Does wearing a hoodie mean you’re looking for trouble?
Apparently to some the answer is “yes.” To those who equivocate, it’s “maybe” or “it depends.” To a growing number of people, the answer is “absolutely not.” This is reminiscent of the aftermath of Columbine in 1999 when schools across the country banned the wearing of trenchcoats. Or the over reaction put upon kids wearing red or blue bandannas that surely meant they belonged to the Crips or Bloods.
You have undoubtedly heard about Trayvon Martin – the 17 year-old, unarmed high school student in Florida who was shot and killed while walking home in the early evening of February 26, 2012. He was wearing a dark gray hoodie due to the rain and carried some Skittles and an iced tea. Trayvon was talking on his cellphone to his girlfriend when he noticed someone following him in a car. He told his girlfriend who advised him to run. Trayvon said he wasn’t going to run but kept moving away from the approaching car. Their conversation ended abruptly.
It was later discovered that the man following Trayvon was 28 year-old George Zimmerman. A member of the gated community’s Neighborhood Watch, Zimmerman had an extensive history of calls to the police. On this night, he called again reporting that this guy “is up to no good.” When asked by the 911 operator if he was following Trayvon, he said he was and was told “OK, we don’t need you to do that.” Zimmerman didn’t listen.

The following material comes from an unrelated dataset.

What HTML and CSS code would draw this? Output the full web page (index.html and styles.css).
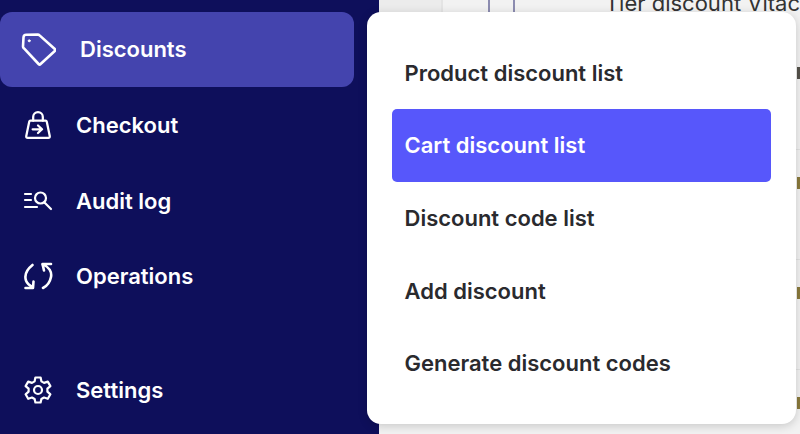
FILE: index.html
```html
<!DOCTYPE html>
<html lang="en">
<head>
<meta charset="utf-8">
<title>Discounts menu</title>
<link rel="stylesheet" href="styles.css">
</head>
<body>
<div class="app">
  <nav class="sidebar">
    <a class="nav-item active">
      <svg class="icon tag" viewBox="0 0 36 36" fill="none" stroke="#fff" stroke-width="2.6" stroke-linejoin="round" stroke-linecap="round"><path d="M3.5 5.5 L3 14.5 Q3 15.5 3.8 16.2 L18.6 32 Q19.6 33 20.6 32 L34.8 19 Q35.6 18 34.8 17 L19.6 3.4 Q18.8 2.6 17.8 2.6 L6.2 2.8 Q3.6 2.8 3.5 5.5 Z"/><circle cx="9.2" cy="8.8" r="1" fill="#fff" stroke-width="1"/></svg>
      <span>Discounts</span>
    </a>
    <a class="nav-item">
      <svg class="icon" viewBox="0 0 26 28" fill="none" stroke="#fff" stroke-width="2.1" stroke-linejoin="round" stroke-linecap="round"><path d="M8.5 10 V6.5 A4.5 4.5 0 0 1 17.5 6.5 V10"/><path d="M6 10 H20 Q21 10 21.2 11 L24 24.5 Q24.2 26 22.6 26 H3.4 Q1.8 26 2 24.5 L4.8 11 Q5 10 6 10 Z"/><path d="M8 18 H16.5 M13 14.5 L16.8 18 L13 21.5"/></svg>
      <span>Checkout</span>
    </a>
    <a class="nav-item short">
      <svg class="icon" viewBox="0 0 30 24" fill="none" stroke="#fff" stroke-width="2.2" stroke-linecap="round"><path d="M2 5 H8 M2 11 H8 M2 18 H14"/><circle cx="17.5" cy="9" r="5.5"/><path d="M21.5 13.5 L28 20"/></svg>
      <span>Audit log</span>
    </a>
    <a class="nav-item">
      <svg class="icon" viewBox="0 0 30 30" fill="none" stroke="#fff" stroke-width="2.6" stroke-linecap="round" stroke-linejoin="round"><path d="M9.5 4 C4.5 8 1 13.5 3 19.5 Q4.5 23.5 9.5 26"/><path d="M2.5 27 H10 L10.5 20.5"/><path d="M20 3.5 C26 5.5 29 11 28 16 C27 21 24 25 20 27"/><path d="M28 3 H19.5 L21 9.5"/></svg>
      <span>Operations</span>
    </a>
    <a class="nav-item bottom">
      <svg class="icon" viewBox="0 0 30 30" fill="none" stroke="#fff" stroke-width="2.2" stroke-linejoin="round"><path d="M12.4 2.5 H17.6 L18.4 6.4 L21 7.9 L24.8 6.6 L27.4 11.1 L24.4 13.7 V16.7 L27.4 19.3 L24.8 23.8 L21 22.5 L18.4 24 L17.6 27.5 H12.4 L11.6 24 L9 22.5 L5.2 23.8 L2.6 19.3 L5.6 16.7 V13.7 L2.6 11.1 L5.2 6.6 L9 7.9 L11.6 6.4 Z"/><circle cx="15" cy="15" r="4"/></svg>
      <span>Settings</span>
    </a>
  </nav>
  <main class="content">
    <div class="columns">
      <div class="col-a"></div>
      <div class="col-b"></div>
      <div class="col-c"></div>
      <div class="col-d">Tier discount Vitac</div>
    </div>
    <div class="row first"><i class="mark dark"></i></div>
    <div class="row"><i class="mark"></i></div>
    <div class="row"><i class="mark"></i></div>
    <div class="row last"><i class="mark"></i></div>
  </main>
  <div class="menu">
    <a class="menu-item">Product discount list</a>
    <a class="menu-item selected">Cart discount list</a>
    <a class="menu-item">Discount code list</a>
    <a class="menu-item">Add discount</a>
    <a class="menu-item">Generate discount codes</a>
  </div>
</div>
</body>
</html>
```
FILE: styles.css
```css
* { box-sizing: border-box; }
html, body { margin: 0; height: 100%; overflow: hidden; }
body { font-family: Inter, "Liberation Sans", sans-serif; }
.app { display: flex; width: 800px; height: 434px; position: relative; overflow: hidden; }
.sidebar {
  width: 379px;
  background: #0e0f5b;
  display: flex;
  flex-direction: column;
  padding: 12px 25px 0 0;
  flex: none;
}
.nav-item {
  display: flex;
  align-items: center;
  height: 76px;
  color: #fff;
  font-weight: 600;
  font-size: 22px;
}
.nav-item.short { height: 75px; }
.nav-item .icon { width: 30px; height: 30px; margin-left: 23px; margin-right: 23px; flex: none; }
.nav-item.active {
  height: 75px;
  background: #4444ae;
  border-radius: 12px;
}
.nav-item.active span { margin-top: -1px; }
.nav-item.active .icon { width: 36px; height: 36px; margin-left: 20px; margin-right: 24px; }
.nav-item.bottom { margin-top: 38px; }
.content { flex: 1; background: #f2f2f2; overflow: hidden; display: flex; flex-direction: column; }
.columns { display: flex; height: 12px; flex: none; }
.col-a { width: 65px; border-right: 2px solid #e4e4e4; background: #ececec; }
.col-b { width: 48px; border-right: 2px solid #8c8cb0; }
.col-c { width: 25px; border-right: 2px solid #8c8cb0; }
.col-d {
  font-size: 22px;
  line-height: 12px;
  color: #333;
  padding-left: 90px;
  white-space: nowrap;
  margin-top: -3px;
}
.row {
  height: 110px;
  flex: none;
  display: flex;
  justify-content: flex-end;
  padding: 27px 0 0;
  border-bottom: 1px solid #e2e2e2;
}
.row.first { height: 138px; padding-top: 55px; }
.row.last { border-bottom: 0; }
.mark { width: 3px; height: 12px; background: #8a7a3c; }
.mark.dark { background: #55524a; }
.menu {
  position: absolute;
  left: 367px;
  top: 12px;
  width: 429px;
  height: 412px;
  background: #fff;
  border-radius: 14px;
  box-shadow: 0 2px 10px rgba(0,0,0,.18);
  padding: 24.6px 25px;
  display: flex;
  flex-direction: column;
}
.menu-item {
  display: flex;
  align-items: center;
  height: 72.8px;
  padding-left: 12.5px;
  font-size: 22px;
  font-weight: 600;
  color: #2a2a2e;
  border-radius: 5px;
}
.menu-item.selected { background: #5757fb; color: #fff; }
```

Trayvon was found face down on the ground – lifeless from a single gun shot wound. Zimmerman was taken into custody, questioned and released. He contends that he shot Trayvon in self-defense. Zimmerman reportedly suffered a broken nose, an injury to the back of his head and had grass stains on the back of his shirt. He remains free pending further investigation. State, local and federal agencies are now involved in the case.
There are many unanswered questions about this incident that has captured the attention of America and the White House. On March 23, 2012, President Obama commented that “If I had a son he’d look like Trayvon. . . . every parent in America should be able to understand why it is absolutely imperative that we investigate every aspect of this and everybody pulls together, federal, state and local, to figure out exactly how this tragedy happened.”

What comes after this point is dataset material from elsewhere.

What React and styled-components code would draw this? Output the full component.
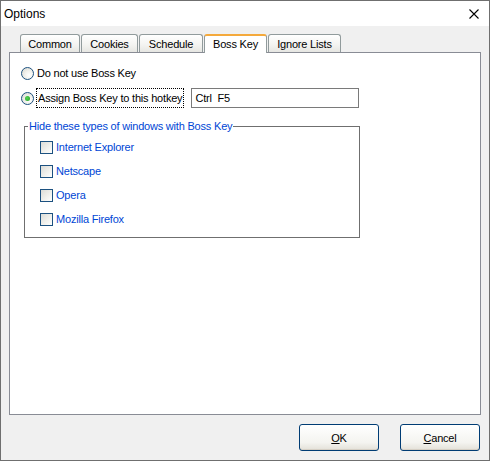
import React from "react";
import styled, { createGlobalStyle } from "styled-components";

const Global = createGlobalStyle`
  html, body { margin: 0; padding: 0; background: #ffffff; }
  * { box-sizing: border-box; }
`;

const Window = styled.div`
  width: 490px;
  height: 461px;
  border: 1px solid #6f6f6f;
  background: #f0f0f0;
  display: flex;
  flex-direction: column;
  font-family: "Liberation Sans", Arial, sans-serif;
  font-size: 11px;
  letter-spacing: -0.2px;
  color: #000;
`;

const TitleBar = styled.div`
  height: 25px;
  background: #ffffff;
  display: flex;
  align-items: center;
  justify-content: space-between;
  padding: 0 10px 0 3px;
`;

const Title = styled.span`
  font-size: 12px;
  letter-spacing: 0;
  margin-top: 1px;
`;

const CloseIcon = styled.svg`
  width: 10px;
  height: 10px;
  margin-top: 1px;
`;

const Body = styled.div`
  flex: 1;
  display: flex;
  flex-direction: column;
  padding: 8px 8px 9px 8px;
`;

const TabRow = styled.div`
  display: flex;
  align-items: flex-end;
  gap: 1px;
  padding-left: 11px;
  height: 18px;
`;

const Tab = styled.div`
  width: ${(p) => p.$w}px;
  height: ${(p) => (p.$active ? 19 : 18)}px;
  margin-bottom: ${(p) => (p.$active ? -1 : 0)}px;
  position: relative;
  z-index: ${(p) => (p.$active ? 2 : 1)};
  border: 1px solid #919b9c;
  border-bottom: none;
  border-top: ${(p) => (p.$active ? "2px solid #f4a93c" : "1px solid #919b9c")};
  border-radius: 3px 3px 0 0;
  background: ${(p) =>
    p.$active ? "#ffffff" : "linear-gradient(#ffffff, #f3f3f0 60%, #e6e6e2)"};
  display: flex;
  align-items: center;
  justify-content: center;
  padding-bottom: ${(p) => (p.$active ? 1 : 0)}px;
`;

const Panel = styled.div`
  height: 363px;
  background: #ffffff;
  border: 1px solid #898c95;
  display: flex;
  flex-direction: column;
  padding: 0 0 0 11px;
`;

const OptionRow = styled.div`
  height: 20px;
  margin-top: ${(p) => p.$mt}px;
  display: flex;
  align-items: center;
`;

const Radio = styled.span`
  width: 13px;
  height: 13px;
  border-radius: 50%;
  border: 1px solid #1c5180;
  background: radial-gradient(circle at 65% 65%, #ffffff 0%, #f2f2ee 40%, #d4d4cb 100%);
  display: inline-flex;
  align-items: center;
  justify-content: center;
  flex-shrink: 0;
  &::after {
    content: "";
    display: ${(p) => (p.$checked ? "block" : "none")};
    width: 5px;
    height: 5px;
    border-radius: 50%;
    background: radial-gradient(circle at 40% 40%, #55d255, #21a121);
  }
`;

const RadioLabel = styled.span`
  margin-left: ${(p) => (p.$focus ? 2 : 3)}px;
  height: 20px;
  display: inline-flex;
  align-items: center;
  padding: 0 ${(p) => (p.$focus ? 1 : 0)}px;
  border: ${(p) => (p.$focus ? "1px dotted #000" : "none")};
`;

const HotkeyBox = styled.div`
  margin-left: 7px;
  width: 168px;
  height: 20px;
  border: 1px solid #7a7a7a;
  display: flex;
  align-items: center;
  padding-left: 3px;
  white-space: pre;
`;

const Group = styled.div`
  position: relative;
  margin-top: 18px;
  margin-left: 3px;
  width: 336px;
  height: 112px;
  border: 1px solid #6f6f6f;
  padding: 10px 0 0 15px;
  display: flex;
  flex-direction: column;
  gap: 4px;
`;

const GroupTitle = styled.span`
  position: absolute;
  top: -8px;
  left: 3px;
  padding: 0 1px;
  background: #ffffff;
  color: #0046d5;
  line-height: 14px;
`;

const CheckRow = styled.div`
  height: 20px;
  display: flex;
  align-items: center;
`;

const CheckBox = styled.span`
  width: 13px;
  height: 13px;
  border: 1px solid #1c5180;
  background: linear-gradient(135deg, #dcdcd7 0%, #f0f0ec 55%, #ffffff 100%);
  flex-shrink: 0;
`;

const CheckLabel = styled.span`
  margin-left: 3px;
  color: #0046d5;
`;

const ButtonRow = styled.div`
  margin-top: 9px;
  display: flex;
  justify-content: flex-end;
  gap: 21px;
  padding-right: 1px;
`;

const Button = styled.button`
  width: 80px;
  height: 27px;
  border: 1px solid #003c74;
  border-radius: 3px;
  background: linear-gradient(#ffffff, #f4f4f0 70%, #e3e1d8);
  font-family: inherit;
  font-size: 11px;
  letter-spacing: -0.2px;
  color: #000;
  padding: 0;
  display: flex;
  align-items: center;
  justify-content: center;
  box-shadow: inset 0 -1px 0 #d6d0c5;
  & u { text-decoration: underline; }
`;

const tabs = [
  { label: "Common", w: 60 },
  { label: "Cookies", w: 57 },
  { label: "Schedule", w: 64 },
  { label: "Boss Key", w: 63, active: true },
  { label: "Ignore Lists", w: 73 },
];

const browsers = ["Internet Explorer", "Netscape", "Opera", "Mozilla Firefox"];

export default function App() {
  return (
    <>
      <Global />
      <Window>
        <TitleBar>
          <Title>Options</Title>
          <CloseIcon viewBox="0 0 10 10">
            <path d="M0.5 0.5 L9.5 9.5 M9.5 0.5 L0.5 9.5" stroke="#000" strokeWidth="1.1" fill="none" />
          </CloseIcon>
        </TitleBar>
        <Body>
          <TabRow>
            {tabs.map((t) => (
              <Tab key={t.label} $w={t.w} $active={t.active}>
                {t.label}
              </Tab>
            ))}
          </TabRow>
          <Panel>
            <OptionRow $mt={10}>
              <Radio />
              <RadioLabel>Do not use Boss Key</RadioLabel>
            </OptionRow>
            <OptionRow $mt={5}>
              <Radio $checked />
              <RadioLabel $focus>Assign Boss Key to this hotkey</RadioLabel>
              <HotkeyBox>Ctrl  F5</HotkeyBox>
            </OptionRow>
            <Group>
              <GroupTitle>Hide these types of windows with Boss Key</GroupTitle>
              {browsers.map((b) => (
                <CheckRow key={b}>
                  <CheckBox />
                  <CheckLabel>{b}</CheckLabel>
                </CheckRow>
              ))}
            </Group>
          </Panel>
          <ButtonRow>
            <Button>
              <u>O</u>K
            </Button>
            <Button>
              <u>C</u>ancel
            </Button>
          </ButtonRow>
        </Body>
      </Window>
    </>
  );
}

The investigation into Trayvon’s death has been anything but transparent. The chief of police stepped aside in the interest of speeding up the process and a prosecutor initially on the case recused himself after a few weeks. In the meantime, a grand jury is scheduled for April 10, 2012. Vigils, demonstrations and media coverage is ongoing round the clock seeking details of Trayvon’s death and ultimately, justice for his family.

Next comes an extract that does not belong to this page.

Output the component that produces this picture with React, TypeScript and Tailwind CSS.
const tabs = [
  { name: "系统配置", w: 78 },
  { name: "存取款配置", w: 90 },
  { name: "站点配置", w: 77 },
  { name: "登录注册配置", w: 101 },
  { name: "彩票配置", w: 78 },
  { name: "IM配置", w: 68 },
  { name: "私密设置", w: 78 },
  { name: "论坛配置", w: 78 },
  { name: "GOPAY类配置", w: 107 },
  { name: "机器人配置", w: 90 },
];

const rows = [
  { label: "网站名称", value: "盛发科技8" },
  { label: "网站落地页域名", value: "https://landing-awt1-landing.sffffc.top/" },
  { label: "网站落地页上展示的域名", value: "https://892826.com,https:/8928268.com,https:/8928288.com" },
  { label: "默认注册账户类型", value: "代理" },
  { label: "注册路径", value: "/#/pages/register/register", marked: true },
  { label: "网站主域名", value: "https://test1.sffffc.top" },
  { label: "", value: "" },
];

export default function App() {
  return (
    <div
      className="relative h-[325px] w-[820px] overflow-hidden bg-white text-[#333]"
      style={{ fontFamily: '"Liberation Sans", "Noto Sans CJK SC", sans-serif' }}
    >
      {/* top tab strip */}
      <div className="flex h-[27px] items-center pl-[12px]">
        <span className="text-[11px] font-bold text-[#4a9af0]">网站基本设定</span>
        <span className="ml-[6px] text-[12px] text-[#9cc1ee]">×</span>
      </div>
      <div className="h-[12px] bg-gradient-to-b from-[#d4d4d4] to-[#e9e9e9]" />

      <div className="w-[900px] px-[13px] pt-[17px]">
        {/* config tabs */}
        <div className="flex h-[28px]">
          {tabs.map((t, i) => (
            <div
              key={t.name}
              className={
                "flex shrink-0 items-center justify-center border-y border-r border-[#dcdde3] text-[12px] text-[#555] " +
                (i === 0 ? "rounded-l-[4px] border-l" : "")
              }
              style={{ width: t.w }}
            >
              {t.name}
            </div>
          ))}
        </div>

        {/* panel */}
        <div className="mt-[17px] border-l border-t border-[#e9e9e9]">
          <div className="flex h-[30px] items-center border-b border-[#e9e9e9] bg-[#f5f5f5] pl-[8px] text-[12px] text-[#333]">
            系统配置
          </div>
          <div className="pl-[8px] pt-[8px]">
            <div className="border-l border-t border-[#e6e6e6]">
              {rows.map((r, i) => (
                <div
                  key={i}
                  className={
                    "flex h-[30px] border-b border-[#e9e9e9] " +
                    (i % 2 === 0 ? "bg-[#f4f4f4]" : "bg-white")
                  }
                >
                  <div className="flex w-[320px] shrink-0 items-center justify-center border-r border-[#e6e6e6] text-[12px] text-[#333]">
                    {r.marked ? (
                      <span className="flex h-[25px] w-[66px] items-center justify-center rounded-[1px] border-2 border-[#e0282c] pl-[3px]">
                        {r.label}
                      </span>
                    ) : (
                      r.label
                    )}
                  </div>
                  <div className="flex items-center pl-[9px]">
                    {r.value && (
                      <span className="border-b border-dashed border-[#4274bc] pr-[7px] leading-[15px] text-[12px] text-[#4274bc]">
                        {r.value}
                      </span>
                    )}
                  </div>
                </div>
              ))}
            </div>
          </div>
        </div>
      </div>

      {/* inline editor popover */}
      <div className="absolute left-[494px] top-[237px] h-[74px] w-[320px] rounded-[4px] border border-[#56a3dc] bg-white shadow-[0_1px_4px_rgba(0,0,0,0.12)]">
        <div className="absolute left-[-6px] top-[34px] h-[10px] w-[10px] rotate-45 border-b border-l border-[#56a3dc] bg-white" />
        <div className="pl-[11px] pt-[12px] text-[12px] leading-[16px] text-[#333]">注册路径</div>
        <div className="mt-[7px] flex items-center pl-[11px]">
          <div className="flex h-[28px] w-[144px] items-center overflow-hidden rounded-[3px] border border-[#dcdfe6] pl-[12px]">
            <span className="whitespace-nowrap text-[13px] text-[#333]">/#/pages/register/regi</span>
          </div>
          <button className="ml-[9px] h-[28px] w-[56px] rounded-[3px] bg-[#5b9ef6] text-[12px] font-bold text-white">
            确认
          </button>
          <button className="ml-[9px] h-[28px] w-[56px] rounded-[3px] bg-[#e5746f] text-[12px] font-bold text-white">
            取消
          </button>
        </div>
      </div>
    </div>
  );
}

We would normally ask you for your thoughts about this case. But there are too many unknowns to form a knowledgeable opinion as to guilt or innocence. It’s easy to target Zimmerman as a trigger-happy wannabe cop or at the worst, a racist, but until the facts come out, it’s best to reserve one’s judgment. This case will be in the news for a long time and we’ll keep you posted.
Update: On April 11, 2012, the prosecutor filed second-degree murder charges against George Zimmerman. The maximum penalty upon conviction is life in prison without parole. Mr. Zimmerman turned himself in and remains in custody pending further proceedings.
On April 20, 2012 Zimmerman was granted bail which was set at $150,000. His release terms include a GPS tracking system, surrendering his passport, a curfew and contact from a probation officer every three days. During his bail hearing he took the witness stand and apologized to the Martin family for their loss.
On July 13, 2013, Zimmerman was found not guilty by a jury in Sanford, Florida. He was immediately released, the judge telling him he no longer has any business with the court.